#### AIM
Word for word, quote all of the material, omitting the pictures.

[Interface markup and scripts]
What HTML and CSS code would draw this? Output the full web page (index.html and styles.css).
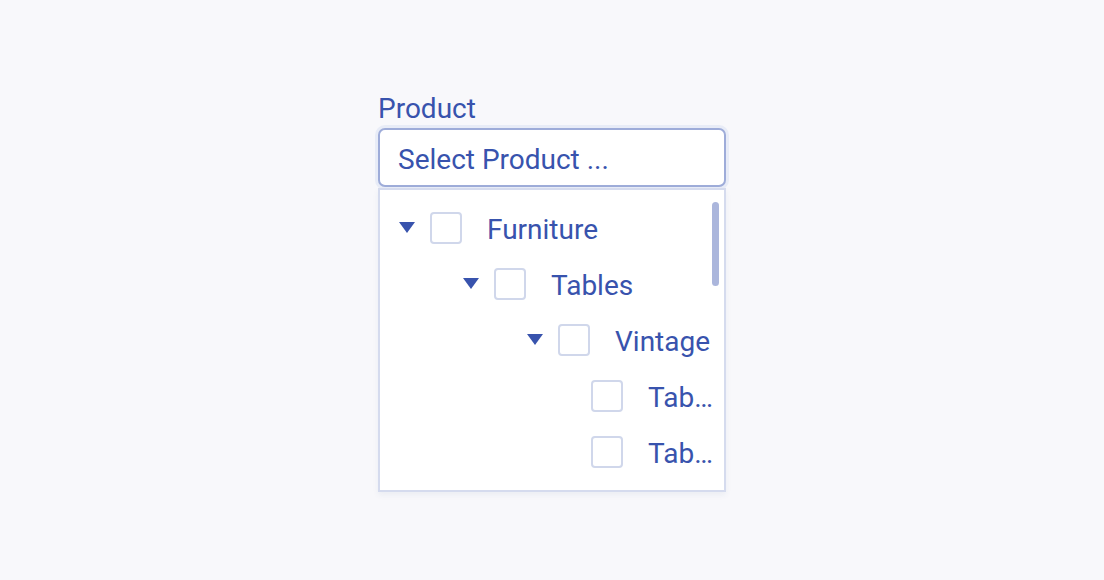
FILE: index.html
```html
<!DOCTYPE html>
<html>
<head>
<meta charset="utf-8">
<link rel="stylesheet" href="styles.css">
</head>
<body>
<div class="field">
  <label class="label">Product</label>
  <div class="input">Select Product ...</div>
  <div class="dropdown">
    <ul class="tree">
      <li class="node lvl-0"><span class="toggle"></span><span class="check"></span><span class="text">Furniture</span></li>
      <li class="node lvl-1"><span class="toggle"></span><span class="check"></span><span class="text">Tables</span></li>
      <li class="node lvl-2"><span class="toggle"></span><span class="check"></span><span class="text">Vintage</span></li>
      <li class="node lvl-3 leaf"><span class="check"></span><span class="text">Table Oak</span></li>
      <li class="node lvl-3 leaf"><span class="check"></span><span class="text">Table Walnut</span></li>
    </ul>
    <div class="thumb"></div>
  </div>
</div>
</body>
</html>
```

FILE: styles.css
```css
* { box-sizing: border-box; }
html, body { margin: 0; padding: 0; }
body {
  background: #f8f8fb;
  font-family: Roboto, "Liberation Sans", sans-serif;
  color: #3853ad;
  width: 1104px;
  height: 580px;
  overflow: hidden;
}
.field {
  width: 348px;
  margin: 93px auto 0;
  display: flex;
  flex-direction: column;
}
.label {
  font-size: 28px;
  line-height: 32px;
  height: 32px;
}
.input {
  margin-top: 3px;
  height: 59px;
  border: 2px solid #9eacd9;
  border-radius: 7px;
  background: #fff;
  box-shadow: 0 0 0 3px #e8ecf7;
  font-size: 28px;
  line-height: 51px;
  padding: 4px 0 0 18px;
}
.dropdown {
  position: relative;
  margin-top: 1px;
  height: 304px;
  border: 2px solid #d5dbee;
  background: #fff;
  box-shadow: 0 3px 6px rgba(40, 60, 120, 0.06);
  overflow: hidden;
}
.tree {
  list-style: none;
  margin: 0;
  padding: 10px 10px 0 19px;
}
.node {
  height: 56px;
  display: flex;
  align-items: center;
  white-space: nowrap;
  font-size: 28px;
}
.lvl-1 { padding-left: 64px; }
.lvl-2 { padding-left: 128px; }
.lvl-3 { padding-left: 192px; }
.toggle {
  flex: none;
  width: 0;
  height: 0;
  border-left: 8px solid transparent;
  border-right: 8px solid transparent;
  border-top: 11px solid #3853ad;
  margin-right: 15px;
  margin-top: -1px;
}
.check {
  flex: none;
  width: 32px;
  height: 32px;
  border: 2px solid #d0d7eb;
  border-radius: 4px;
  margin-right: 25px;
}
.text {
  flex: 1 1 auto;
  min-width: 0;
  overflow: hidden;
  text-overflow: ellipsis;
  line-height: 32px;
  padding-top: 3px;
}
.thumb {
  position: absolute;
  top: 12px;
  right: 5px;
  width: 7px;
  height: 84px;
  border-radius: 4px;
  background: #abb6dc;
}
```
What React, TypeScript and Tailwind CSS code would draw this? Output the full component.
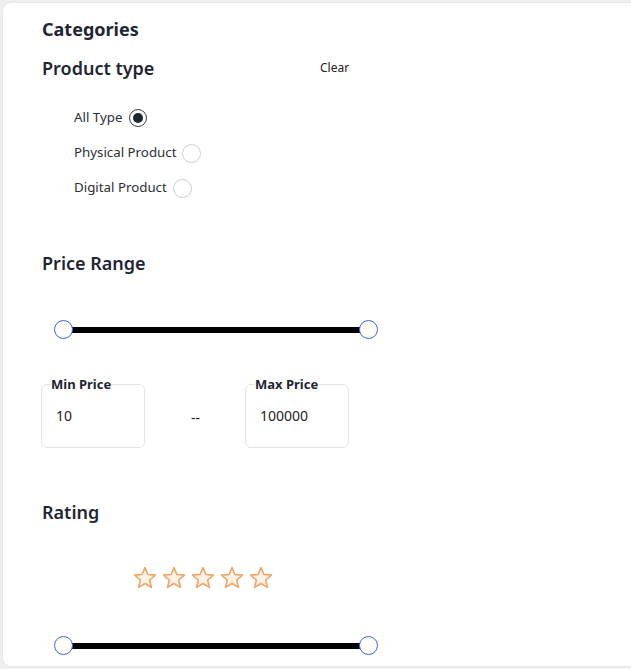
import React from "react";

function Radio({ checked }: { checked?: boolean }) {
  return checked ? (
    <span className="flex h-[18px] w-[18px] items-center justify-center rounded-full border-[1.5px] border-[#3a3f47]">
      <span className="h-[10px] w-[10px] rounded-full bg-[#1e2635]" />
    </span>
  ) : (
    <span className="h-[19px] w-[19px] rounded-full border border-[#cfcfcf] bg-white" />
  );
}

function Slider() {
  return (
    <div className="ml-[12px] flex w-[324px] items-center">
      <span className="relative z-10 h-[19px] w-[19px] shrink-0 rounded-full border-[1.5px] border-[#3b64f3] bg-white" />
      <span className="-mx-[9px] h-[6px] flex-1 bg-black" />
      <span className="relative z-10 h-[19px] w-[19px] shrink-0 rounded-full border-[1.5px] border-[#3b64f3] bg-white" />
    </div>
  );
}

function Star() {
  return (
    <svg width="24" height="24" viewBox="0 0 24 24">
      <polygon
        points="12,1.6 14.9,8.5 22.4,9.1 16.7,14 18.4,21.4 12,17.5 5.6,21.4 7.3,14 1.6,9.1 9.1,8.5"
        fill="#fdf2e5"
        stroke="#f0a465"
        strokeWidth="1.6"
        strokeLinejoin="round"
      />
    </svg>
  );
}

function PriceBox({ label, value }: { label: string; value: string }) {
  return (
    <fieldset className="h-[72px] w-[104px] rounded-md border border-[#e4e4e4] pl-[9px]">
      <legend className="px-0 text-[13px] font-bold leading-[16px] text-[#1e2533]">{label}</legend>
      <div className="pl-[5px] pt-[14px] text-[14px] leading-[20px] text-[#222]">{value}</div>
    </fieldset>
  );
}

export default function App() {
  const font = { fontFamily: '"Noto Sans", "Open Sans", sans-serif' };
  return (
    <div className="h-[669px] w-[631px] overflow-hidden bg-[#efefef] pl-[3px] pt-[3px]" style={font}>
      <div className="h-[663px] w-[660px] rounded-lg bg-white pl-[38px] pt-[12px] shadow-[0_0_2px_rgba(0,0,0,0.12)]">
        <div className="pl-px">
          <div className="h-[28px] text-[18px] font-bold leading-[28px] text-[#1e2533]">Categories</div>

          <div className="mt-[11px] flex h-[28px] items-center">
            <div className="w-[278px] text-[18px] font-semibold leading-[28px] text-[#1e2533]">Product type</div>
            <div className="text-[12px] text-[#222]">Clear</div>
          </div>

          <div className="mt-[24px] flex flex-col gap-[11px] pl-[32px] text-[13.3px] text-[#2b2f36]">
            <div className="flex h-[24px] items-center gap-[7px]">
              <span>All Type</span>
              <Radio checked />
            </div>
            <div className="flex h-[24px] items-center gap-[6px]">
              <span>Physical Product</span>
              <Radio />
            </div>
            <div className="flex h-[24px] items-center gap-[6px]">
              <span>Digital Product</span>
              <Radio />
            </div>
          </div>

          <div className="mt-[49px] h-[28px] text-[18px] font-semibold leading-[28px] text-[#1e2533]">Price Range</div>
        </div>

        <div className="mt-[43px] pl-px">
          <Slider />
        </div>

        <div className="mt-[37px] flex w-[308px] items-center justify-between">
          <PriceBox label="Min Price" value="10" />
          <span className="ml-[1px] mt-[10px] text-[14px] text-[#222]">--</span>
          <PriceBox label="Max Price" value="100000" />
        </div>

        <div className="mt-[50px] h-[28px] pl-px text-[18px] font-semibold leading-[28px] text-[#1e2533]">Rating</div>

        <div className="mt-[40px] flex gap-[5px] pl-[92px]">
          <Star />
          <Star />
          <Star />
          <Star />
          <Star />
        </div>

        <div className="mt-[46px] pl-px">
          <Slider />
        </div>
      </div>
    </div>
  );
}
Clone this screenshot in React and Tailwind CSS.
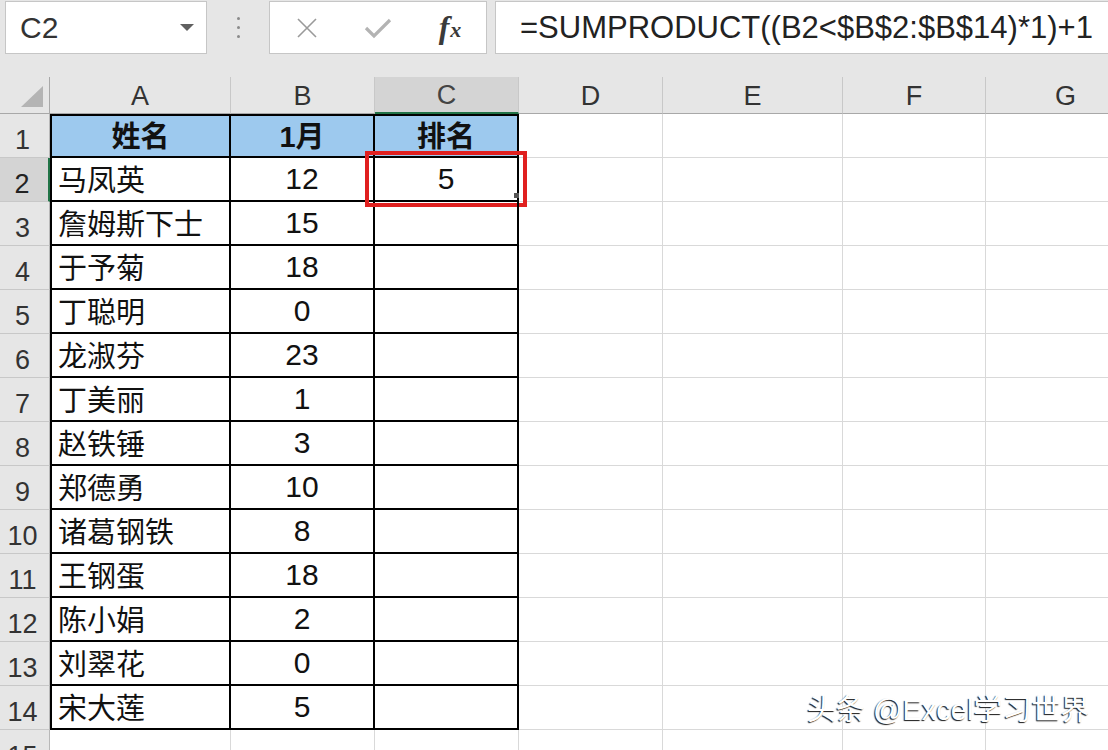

#### PROBLEM SOLUTION
What HTML and CSS code would draw this? Output the full web page (index.html and styles.css).
FILE: index.html
```html
<!DOCTYPE html>
<html>
<head>
<meta charset="utf-8">
<link rel="stylesheet" href="styles.css">
</head>
<body>
<div class="field">
  <label class="label">Product</label>
  <div class="input">Select Product ...</div>
  <div class="dropdown">
    <ul class="tree">
      <li class="node lvl-0"><span class="toggle"></span><span class="check"></span><span class="text">Furniture</span></li>
      <li class="node lvl-1"><span class="toggle"></span><span class="check"></span><span class="text">Tables</span></li>
      <li class="node lvl-2"><span class="toggle"></span><span class="check"></span><span class="text">Vintage</span></li>
      <li class="node lvl-3 leaf"><span class="check"></span><span class="text">Table Oak</span></li>
      <li class="node lvl-3 leaf"><span class="check"></span><span class="text">Table Walnut</span></li>
    </ul>
    <div class="thumb"></div>
  </div>
</div>
</body>
</html>
```

FILE: styles.css
```css
* { box-sizing: border-box; }
html, body { margin: 0; padding: 0; }
body {
  background: #f8f8fb;
  font-family: Roboto, "Liberation Sans", sans-serif;
  color: #3853ad;
  width: 1104px;
  height: 580px;
  overflow: hidden;
}
.field {
  width: 348px;
  margin: 93px auto 0;
  display: flex;
  flex-direction: column;
}
.label {
  font-size: 28px;
  line-height: 32px;
  height: 32px;
}
.input {
  margin-top: 3px;
  height: 59px;
  border: 2px solid #9eacd9;
  border-radius: 7px;
  background: #fff;
  box-shadow: 0 0 0 3px #e8ecf7;
  font-size: 28px;
  line-height: 51px;
  padding: 4px 0 0 18px;
}
.dropdown {
  position: relative;
  margin-top: 1px;
  height: 304px;
  border: 2px solid #d5dbee;
  background: #fff;
  box-shadow: 0 3px 6px rgba(40, 60, 120, 0.06);
  overflow: hidden;
}
.tree {
  list-style: none;
  margin: 0;
  padding: 10px 10px 0 19px;
}
.node {
  height: 56px;
  display: flex;
  align-items: center;
  white-space: nowrap;
  font-size: 28px;
}
.lvl-1 { padding-left: 64px; }
.lvl-2 { padding-left: 128px; }
.lvl-3 { padding-left: 192px; }
.toggle {
  flex: none;
  width: 0;
  height: 0;
  border-left: 8px solid transparent;
  border-right: 8px solid transparent;
  border-top: 11px solid #3853ad;
  margin-right: 15px;
  margin-top: -1px;
}
.check {
  flex: none;
  width: 32px;
  height: 32px;
  border: 2px solid #d0d7eb;
  border-radius: 4px;
  margin-right: 25px;
}
.text {
  flex: 1 1 auto;
  min-width: 0;
  overflow: hidden;
  text-overflow: ellipsis;
  line-height: 32px;
  padding-top: 3px;
}
.thumb {
  position: absolute;
  top: 12px;
  right: 5px;
  width: 7px;
  height: 84px;
  border-radius: 4px;
  background: #abb6dc;
}
```
What React, TypeScript and Tailwind CSS code would draw this? Output the full component.
import React from "react";

function Radio({ checked }: { checked?: boolean }) {
  return checked ? (
    <span className="flex h-[18px] w-[18px] items-center justify-center rounded-full border-[1.5px] border-[#3a3f47]">
      <span className="h-[10px] w-[10px] rounded-full bg-[#1e2635]" />
    </span>
  ) : (
    <span className="h-[19px] w-[19px] rounded-full border border-[#cfcfcf] bg-white" />
  );
}

function Slider() {
  return (
    <div className="ml-[12px] flex w-[324px] items-center">
      <span className="relative z-10 h-[19px] w-[19px] shrink-0 rounded-full border-[1.5px] border-[#3b64f3] bg-white" />
      <span className="-mx-[9px] h-[6px] flex-1 bg-black" />
      <span className="relative z-10 h-[19px] w-[19px] shrink-0 rounded-full border-[1.5px] border-[#3b64f3] bg-white" />
    </div>
  );
}

function Star() {
  return (
    <svg width="24" height="24" viewBox="0 0 24 24">
      <polygon
        points="12,1.6 14.9,8.5 22.4,9.1 16.7,14 18.4,21.4 12,17.5 5.6,21.4 7.3,14 1.6,9.1 9.1,8.5"
        fill="#fdf2e5"
        stroke="#f0a465"
        strokeWidth="1.6"
        strokeLinejoin="round"
      />
    </svg>
  );
}

function PriceBox({ label, value }: { label: string; value: string }) {
  return (
    <fieldset className="h-[72px] w-[104px] rounded-md border border-[#e4e4e4] pl-[9px]">
      <legend className="px-0 text-[13px] font-bold leading-[16px] text-[#1e2533]">{label}</legend>
      <div className="pl-[5px] pt-[14px] text-[14px] leading-[20px] text-[#222]">{value}</div>
    </fieldset>
  );
}

export default function App() {
  const font = { fontFamily: '"Noto Sans", "Open Sans", sans-serif' };
  return (
    <div className="h-[669px] w-[631px] overflow-hidden bg-[#efefef] pl-[3px] pt-[3px]" style={font}>
      <div className="h-[663px] w-[660px] rounded-lg bg-white pl-[38px] pt-[12px] shadow-[0_0_2px_rgba(0,0,0,0.12)]">
        <div className="pl-px">
          <div className="h-[28px] text-[18px] font-bold leading-[28px] text-[#1e2533]">Categories</div>

          <div className="mt-[11px] flex h-[28px] items-center">
            <div className="w-[278px] text-[18px] font-semibold leading-[28px] text-[#1e2533]">Product type</div>
            <div className="text-[12px] text-[#222]">Clear</div>
          </div>

          <div className="mt-[24px] flex flex-col gap-[11px] pl-[32px] text-[13.3px] text-[#2b2f36]">
            <div className="flex h-[24px] items-center gap-[7px]">
              <span>All Type</span>
              <Radio checked />
            </div>
            <div className="flex h-[24px] items-center gap-[6px]">
              <span>Physical Product</span>
              <Radio />
            </div>
            <div className="flex h-[24px] items-center gap-[6px]">
              <span>Digital Product</span>
              <Radio />
            </div>
          </div>

          <div className="mt-[49px] h-[28px] text-[18px] font-semibold leading-[28px] text-[#1e2533]">Price Range</div>
        </div>

        <div className="mt-[43px] pl-px">
          <Slider />
        </div>

        <div className="mt-[37px] flex w-[308px] items-center justify-between">
          <PriceBox label="Min Price" value="10" />
          <span className="ml-[1px] mt-[10px] text-[14px] text-[#222]">--</span>
          <PriceBox label="Max Price" value="100000" />
        </div>

        <div className="mt-[50px] h-[28px] pl-px text-[18px] font-semibold leading-[28px] text-[#1e2533]">Rating</div>

        <div className="mt-[40px] flex gap-[5px] pl-[92px]">
          <Star />
          <Star />
          <Star />
          <Star />
          <Star />
        </div>

        <div className="mt-[46px] pl-px">
          <Slider />
        </div>
      </div>
    </div>
  );
}
Clone this screenshot in React and Tailwind CSS.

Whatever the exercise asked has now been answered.